If Days One through Three were the beginning of a love affair with Seattle, Day Four was the consummation, because that was the day I was introduced to ... Fremont.
Also known as the Center of the Known Universe, Fremont is a unique Seattle neighborhood that revels in its peculiarity. (The unofficial motto is "De Libertas Quirkas" - or "Freedom to be Peculiar" for the non-Latin speakers.) Public art is absolutely everywhere, and you can spend a very satisfying afternoon rubbernecking your way through the streets. In fact, that's exactly what my handsome host Blake and I did.
Here's a partial list of the neat things we encountered:
- A multitasking signpost pointing visitors toward such random locations as the North Pole, Machu Picchu, Solaris, and Xanadu.
- A huge statue of Lenin salvaged from Slovakia after the fall of Communism.
- The Fremont Troll - a huge concrete beast hiding under the Aurora Bridge with a captured Volkswagen under its huge hand.
- Two large topiary brontosauruses purchased from a children's museum.
- A huge cold war-era rocket attached the corner of a building.
We wandered through a handful of fantastic vintage stores (including the Fremont Vintage Mall - where I bought tiki-style salt and pepper shakers - and Deluxe Junk - with what I later discovered was a Dutch french fry mascot standing outside) and hit Roxy's Deli for some french fries (What can I say? I'm highly suggestible.) and an Irish coffee. Oh, and a hot as hell waiter whom I surreptitiously videotaped so that I'd have a visual reminder of him. Please don't judge me.

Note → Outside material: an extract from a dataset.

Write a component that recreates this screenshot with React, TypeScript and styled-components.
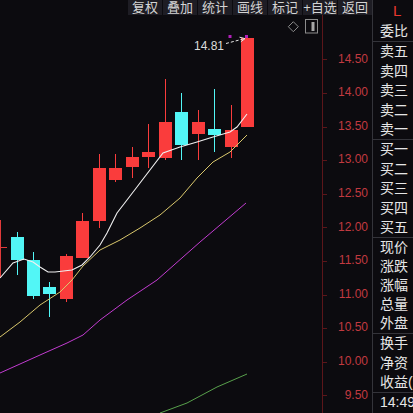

We left the Fremonsters behind, and traveled to Gas Works Park. While we were there we saw two bums and a gaggle of nerds beating one another with foam swords. I loved seeing the remnants of the gas light plant, but we had to leave pretty quickly as we were rapidly losing daylight.
As we headed to Kerry Park and its beautiful view of the city, Blake told me about a recent controversy regarding underwater billboards. I was immediately intrigued. Late that August, signs for Ivar's - a local seafood chain - had been found anchored to the bottom of Puget Sound. Supposedly, restaurateur and renowned self-promoter Ivar Haglund had believed submarine travel through the Sound to be inevitable and wanted to get a jump on the competition, submerging the signs back in 1955. A mere week before I arrived on the scene, the folks at Ivar's admitted that the whole thing was a hoax. I don't care. Still neat.
We returned to Blake's apartment where he cooked us dinner, which we unfortunately had to wolf down in order to get to a screening of "An Education" on time. After the movie, we visited a - ahem - lovely little gay bar called The Cuff. The place had fake "stone" wallpaper stapled to the walls, so you can take it from there. After some exhausting rounds of drinking and judging, we left, stopping by Dick's for some late night eats, and no, the irony isn't lost on me.
It was a relatively sedate end to a fantastic trip. Big love to Blake, Charlie, Dean and Brett for introducing me to such an amazing town. I will be back.